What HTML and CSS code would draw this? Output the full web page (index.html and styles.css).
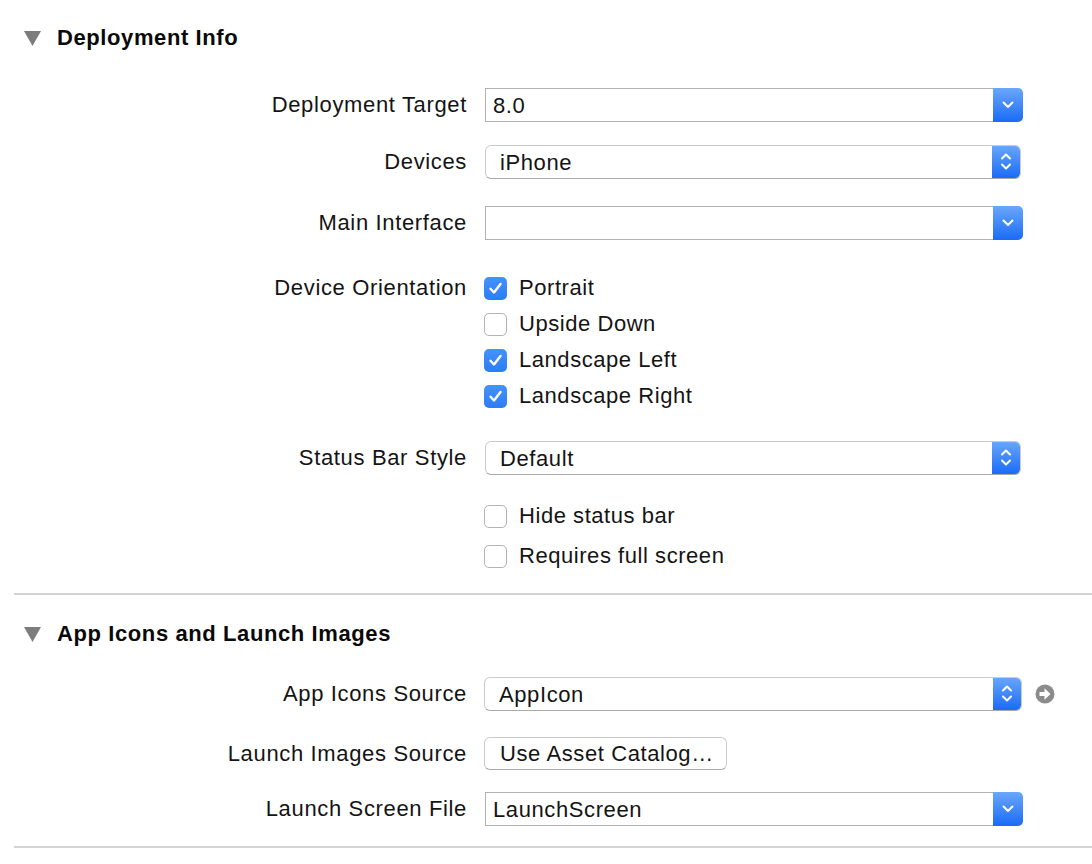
FILE: index.html
```html
<!DOCTYPE html>
<html>
<head>
<meta charset="utf-8">
<link rel="stylesheet" href="styles.css">
</head>
<body>
<div class="page">
  <div class="section-header sh1">
    <svg class="disclosure" viewBox="0 0 17 15"><polygon points="0,0 17,0 8.5,15" fill="#7d7d7d"/></svg>
    <h2>Deployment Info</h2>
  </div>

  <div class="row r1">
    <label>Deployment Target</label>
    <div class="combo"><span class="field">8.0</span><span class="bluebtn cbtn"><svg viewBox="0 0 30 34"><path d="M10.5 14.5 L15 19 L19.5 14.5" /></svg></span></div>
  </div>

  <div class="row r2">
    <label>Devices</label>
    <div class="popup"><span class="ptext">iPhone</span><span class="bluebtn pbtn"><svg viewBox="0 0 28 33"><path d="M10 13.5 L14 9.5 L18 13.5" /><path d="M10 19.5 L14 23.5 L18 19.5" /></svg></span></div>
  </div>

  <div class="row r3">
    <label>Main Interface</label>
    <div class="combo"><span class="field"></span><span class="bluebtn cbtn"><svg viewBox="0 0 30 34"><path d="M10.5 14.5 L15 19 L19.5 14.5" /></svg></span></div>
  </div>

  <div class="row r4 top">
    <label class="tall">Device Orientation</label>
    <div class="checks">
      <div class="check"><span class="box on"><svg viewBox="0 0 23 23"><path d="M6.5 11.8 L10 15.5 L16.5 7" /></svg></span>Portrait</div>
      <div class="check"><span class="box"></span>Upside Down</div>
      <div class="check"><span class="box on"><svg viewBox="0 0 23 23"><path d="M6.5 11.8 L10 15.5 L16.5 7" /></svg></span>Landscape Left</div>
      <div class="check"><span class="box on"><svg viewBox="0 0 23 23"><path d="M6.5 11.8 L10 15.5 L16.5 7" /></svg></span>Landscape Right</div>
    </div>
  </div>

  <div class="row r5">
    <label>Status Bar Style</label>
    <div class="popup"><span class="ptext">Default</span><span class="bluebtn pbtn"><svg viewBox="0 0 28 33"><path d="M10 13.5 L14 9.5 L18 13.5" /><path d="M10 19.5 L14 23.5 L18 19.5" /></svg></span></div>
  </div>

  <div class="row r6">
    <label></label>
    <div class="checks">
      <div class="check c40"><span class="box"></span>Hide status bar</div>
      <div class="check c40"><span class="box"></span>Requires full screen</div>
    </div>
  </div>

  <div class="divider d1"></div>

  <div class="section-header sh2">
    <svg class="disclosure" viewBox="0 0 17 15"><polygon points="0,0 17,0 8.5,15" fill="#7d7d7d"/></svg>
    <h2>App Icons and Launch Images</h2>
  </div>

  <div class="row r7">
    <label>App Icons Source</label>
    <div class="withicon">
      <div class="popup"><span class="ptext">AppIcon</span><span class="bluebtn pbtn"><svg viewBox="0 0 28 33"><path d="M10 13.5 L14 9.5 L18 13.5" /><path d="M10 19.5 L14 23.5 L18 19.5" /></svg></span></div>
      <svg class="goicon" viewBox="0 0 20 20"><circle cx="10" cy="10" r="9.5" fill="#8b8b8b"/><polygon points="4.5,8 9.5,8 9.5,4.2 15.5,10 9.5,15.8 9.5,12 4.5,12" fill="#fff"/></svg>
    </div>
  </div>

  <div class="row r8">
    <label>Launch Images Source</label>
    <div><span class="pushbtn">Use Asset Catalog…</span></div>
  </div>

  <div class="row r9">
    <label>Launch Screen File</label>
    <div class="combo"><span class="field">LaunchScreen</span><span class="bluebtn cbtn"><svg viewBox="0 0 30 34"><path d="M10.5 14.5 L15 19 L19.5 14.5" /></svg></span></div>
  </div>

  <div class="divider d2"></div>
</div>
</body>
</html>
```

FILE: styles.css
```css
html, body {
  margin: 0;
  padding: 0;
  background: #ffffff;
}

body {
  font-family: "Liberation Sans", Arial, sans-serif;
  color: #141414;
  font-size: 22px;
  letter-spacing: 0.6px;
}

.page {
  width: 1092px;
  padding-top: 20px;
}

.section-header {
  display: flex;
  align-items: center;
  height: 36px;
  padding-left: 24px;
}

.disclosure {
  width: 17px;
  height: 15px;
  margin-right: 16px;
}

.section-header h2 {
  margin: 0;
  font-size: 22px;
  font-weight: bold;
  color: #0a0a0a;
  letter-spacing: 0.6px;
}

.row {
  display: grid;
  grid-template-columns: 467px 538px;
  column-gap: 18px;
  align-items: center;
  height: 34px;
}

.row.top {
  align-items: start;
  height: auto;
}

.row label {
  text-align: right;
  font-size: 22px;
  letter-spacing: 0.65px;
  white-space: nowrap;
}

.row label.tall {
  line-height: 36px;
}

.r1 { margin-top: 32px; }
.r2 { margin-top: 23px; }
.r3 { margin-top: 27px; }
.r4 { margin-top: 30px; }
.r5 { margin-top: 27px; }
.r6 { margin-top: 21px; height: auto; }
.r7 { margin-top: 25px; }
.r8 { margin-top: 26px; height: 33px; }
.r9 { margin-top: 22px; }

.sh2 { margin-top: 21px; }

.divider {
  margin-left: 14px;
  height: 2px;
  background: #d3d3d3;
}

.d1 { margin-top: 17px; }
.d2 { margin-top: 20px; }

/* combo box */
.combo {
  display: flex;
  height: 34px;
  width: 538px;
}

.combo .field {
  flex: 1;
  box-sizing: border-box;
  height: 34px;
  border: 1px solid #b2b2b2;
  border-right: none;
  padding-left: 7px;
  line-height: 33px;
  background: #fff;
}

.bluebtn {
  display: block;
  background: linear-gradient(#6aa7fb, #1a6bf6);
}

.bluebtn svg path {
  fill: none;
  stroke: #ffffff;
  stroke-width: 2;
  stroke-linecap: round;
  stroke-linejoin: round;
}

.cbtn {
  width: 30px;
  height: 34px;
  border-radius: 0 5px 5px 0;
}

.cbtn svg {
  width: 30px;
  height: 34px;
  display: block;
}

/* popup button */
.popup {
  display: flex;
  flex: none;
  box-sizing: border-box;
  width: 536px;
  height: 34px;
  border: 1px solid #cbcbcb;
  border-bottom-color: #a9a9a9;
  border-radius: 6px;
  overflow: hidden;
  background: #fff;
}

.popup .ptext {
  flex: 1;
  padding-left: 14px;
  line-height: 33px;
}

.pbtn {
  width: 28px;
  height: 33px;
  margin-top: -1px;
}

.pbtn svg {
  width: 28px;
  height: 33px;
  display: block;
}

/* checkboxes */
.checks {
  display: flex;
  flex-direction: column;
}

.check {
  display: flex;
  align-items: center;
  height: 36px;
  letter-spacing: 0.55px;
}

.check.c40 {
  height: 40px;
}

.box {
  box-sizing: border-box;
  width: 23px;
  height: 23px;
  margin-left: -1px;
  margin-right: 12px;
  border-radius: 5px;
  border: 1px solid #b3b3b3;
  background: #fff;
  flex: none;
}

.box.on {
  border: none;
  background: linear-gradient(#4592f9, #2c7cf6);
}

.box svg {
  width: 23px;
  height: 23px;
  display: block;
}

.box svg path {
  fill: none;
  stroke: #fff;
  stroke-width: 2.4;
  stroke-linecap: round;
  stroke-linejoin: round;
}

/* app icon row */
.withicon {
  display: flex;
  align-items: center;
  margin-left: -1px;
}

.withicon .popup {
  width: 538px;
}

.goicon {
  width: 20px;
  height: 20px;
  margin-left: 13px;
  flex: none;
}

/* push button */
.pushbtn {
  display: inline-block;
  box-sizing: border-box;
  width: 243px;
  height: 33px;
  margin-left: -1px;
  border: 1px solid #cbcbcb;
  border-bottom-color: #a9a9a9;
  border-radius: 6px;
  padding-left: 15px;
  line-height: 31px;
  background: #fff;
}
```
★ ★ ★
→ EXERCISE TASK
Except for the pictures, give all the material above again verbatim.

→ IN RESPONSE
What HTML and CSS code would draw this? Output the full web page (index.html and styles.css).
FILE: index.html
```html
<!DOCTYPE html>
<html>
<head>
<meta charset="utf-8">
<link rel="stylesheet" href="styles.css">
</head>
<body>
<div class="page">
  <div class="section-header sh1">
    <svg class="disclosure" viewBox="0 0 17 15"><polygon points="0,0 17,0 8.5,15" fill="#7d7d7d"/></svg>
    <h2>Deployment Info</h2>
  </div>

  <div class="row r1">
    <label>Deployment Target</label>
    <div class="combo"><span class="field">8.0</span><span class="bluebtn cbtn"><svg viewBox="0 0 30 34"><path d="M10.5 14.5 L15 19 L19.5 14.5" /></svg></span></div>
  </div>

  <div class="row r2">
    <label>Devices</label>
    <div class="popup"><span class="ptext">iPhone</span><span class="bluebtn pbtn"><svg viewBox="0 0 28 33"><path d="M10 13.5 L14 9.5 L18 13.5" /><path d="M10 19.5 L14 23.5 L18 19.5" /></svg></span></div>
  </div>

  <div class="row r3">
    <label>Main Interface</label>
    <div class="combo"><span class="field"></span><span class="bluebtn cbtn"><svg viewBox="0 0 30 34"><path d="M10.5 14.5 L15 19 L19.5 14.5" /></svg></span></div>
  </div>

  <div class="row r4 top">
    <label class="tall">Device Orientation</label>
    <div class="checks">
      <div class="check"><span class="box on"><svg viewBox="0 0 23 23"><path d="M6.5 11.8 L10 15.5 L16.5 7" /></svg></span>Portrait</div>
      <div class="check"><span class="box"></span>Upside Down</div>
      <div class="check"><span class="box on"><svg viewBox="0 0 23 23"><path d="M6.5 11.8 L10 15.5 L16.5 7" /></svg></span>Landscape Left</div>
      <div class="check"><span class="box on"><svg viewBox="0 0 23 23"><path d="M6.5 11.8 L10 15.5 L16.5 7" /></svg></span>Landscape Right</div>
    </div>
  </div>

  <div class="row r5">
    <label>Status Bar Style</label>
    <div class="popup"><span class="ptext">Default</span><span class="bluebtn pbtn"><svg viewBox="0 0 28 33"><path d="M10 13.5 L14 9.5 L18 13.5" /><path d="M10 19.5 L14 23.5 L18 19.5" /></svg></span></div>
  </div>

  <div class="row r6">
    <label></label>
    <div class="checks">
      <div class="check c40"><span class="box"></span>Hide status bar</div>
      <div class="check c40"><span class="box"></span>Requires full screen</div>
    </div>
  </div>

  <div class="divider d1"></div>

  <div class="section-header sh2">
    <svg class="disclosure" viewBox="0 0 17 15"><polygon points="0,0 17,0 8.5,15" fill="#7d7d7d"/></svg>
    <h2>App Icons and Launch Images</h2>
  </div>

  <div class="row r7">
    <label>App Icons Source</label>
    <div class="withicon">
      <div class="popup"><span class="ptext">AppIcon</span><span class="bluebtn pbtn"><svg viewBox="0 0 28 33"><path d="M10 13.5 L14 9.5 L18 13.5" /><path d="M10 19.5 L14 23.5 L18 19.5" /></svg></span></div>
      <svg class="goicon" viewBox="0 0 20 20"><circle cx="10" cy="10" r="9.5" fill="#8b8b8b"/><polygon points="4.5,8 9.5,8 9.5,4.2 15.5,10 9.5,15.8 9.5,12 4.5,12" fill="#fff"/></svg>
    </div>
  </div>

  <div class="row r8">
    <label>Launch Images Source</label>
    <div><span class="pushbtn">Use Asset Catalog…</span></div>
  </div>

  <div class="row r9">
    <label>Launch Screen File</label>
    <div class="combo"><span class="field">LaunchScreen</span><span class="bluebtn cbtn"><svg viewBox="0 0 30 34"><path d="M10.5 14.5 L15 19 L19.5 14.5" /></svg></span></div>
  </div>

  <div class="divider d2"></div>
</div>
</body>
</html>
```

FILE: styles.css
```css
html, body {
  margin: 0;
  padding: 0;
  background: #ffffff;
}

body {
  font-family: "Liberation Sans", Arial, sans-serif;
  color: #141414;
  font-size: 22px;
  letter-spacing: 0.6px;
}

.page {
  width: 1092px;
  padding-top: 20px;
}

.section-header {
  display: flex;
  align-items: center;
  height: 36px;
  padding-left: 24px;
}

.disclosure {
  width: 17px;
  height: 15px;
  margin-right: 16px;
}

.section-header h2 {
  margin: 0;
  font-size: 22px;
  font-weight: bold;
  color: #0a0a0a;
  letter-spacing: 0.6px;
}

.row {
  display: grid;
  grid-template-columns: 467px 538px;
  column-gap: 18px;
  align-items: center;
  height: 34px;
}

.row.top {
  align-items: start;
  height: auto;
}

.row label {
  text-align: right;
  font-size: 22px;
  letter-spacing: 0.65px;
  white-space: nowrap;
}

.row label.tall {
  line-height: 36px;
}

.r1 { margin-top: 32px; }
.r2 { margin-top: 23px; }
.r3 { margin-top: 27px; }
.r4 { margin-top: 30px; }
.r5 { margin-top: 27px; }
.r6 { margin-top: 21px; height: auto; }
.r7 { margin-top: 25px; }
.r8 { margin-top: 26px; height: 33px; }
.r9 { margin-top: 22px; }

.sh2 { margin-top: 21px; }

.divider {
  margin-left: 14px;
  height: 2px;
  background: #d3d3d3;
}

.d1 { margin-top: 17px; }
.d2 { margin-top: 20px; }

/* combo box */
.combo {
  display: flex;
  height: 34px;
  width: 538px;
}

.combo .field {
  flex: 1;
  box-sizing: border-box;
  height: 34px;
  border: 1px solid #b2b2b2;
  border-right: none;
  padding-left: 7px;
  line-height: 33px;
  background: #fff;
}

.bluebtn {
  display: block;
  background: linear-gradient(#6aa7fb, #1a6bf6);
}

.bluebtn svg path {
  fill: none;
  stroke: #ffffff;
  stroke-width: 2;
  stroke-linecap: round;
  stroke-linejoin: round;
}

.cbtn {
  width: 30px;
  height: 34px;
  border-radius: 0 5px 5px 0;
}

.cbtn svg {
  width: 30px;
  height: 34px;
  display: block;
}

/* popup button */
.popup {
  display: flex;
  flex: none;
  box-sizing: border-box;
  width: 536px;
  height: 34px;
  border: 1px solid #cbcbcb;
  border-bottom-color: #a9a9a9;
  border-radius: 6px;
  overflow: hidden;
  background: #fff;
}

.popup .ptext {
  flex: 1;
  padding-left: 14px;
  line-height: 33px;
}

.pbtn {
  width: 28px;
  height: 33px;
  margin-top: -1px;
}

.pbtn svg {
  width: 28px;
  height: 33px;
  display: block;
}

/* checkboxes */
.checks {
  display: flex;
  flex-direction: column;
}

.check {
  display: flex;
  align-items: center;
  height: 36px;
  letter-spacing: 0.55px;
}

.check.c40 {
  height: 40px;
}

.box {
  box-sizing: border-box;
  width: 23px;
  height: 23px;
  margin-left: -1px;
  margin-right: 12px;
  border-radius: 5px;
  border: 1px solid #b3b3b3;
  background: #fff;
  flex: none;
}

.box.on {
  border: none;
  background: linear-gradient(#4592f9, #2c7cf6);
}

.box svg {
  width: 23px;
  height: 23px;
  display: block;
}

.box svg path {
  fill: none;
  stroke: #fff;
  stroke-width: 2.4;
  stroke-linecap: round;
  stroke-linejoin: round;
}

/* app icon row */
.withicon {
  display: flex;
  align-items: center;
  margin-left: -1px;
}

.withicon .popup {
  width: 538px;
}

.goicon {
  width: 20px;
  height: 20px;
  margin-left: 13px;
  flex: none;
}

/* push button */
.pushbtn {
  display: inline-block;
  box-sizing: border-box;
  width: 243px;
  height: 33px;
  margin-left: -1px;
  border: 1px solid #cbcbcb;
  border-bottom-color: #a9a9a9;
  border-radius: 6px;
  padding-left: 15px;
  line-height: 31px;
  background: #fff;
}
```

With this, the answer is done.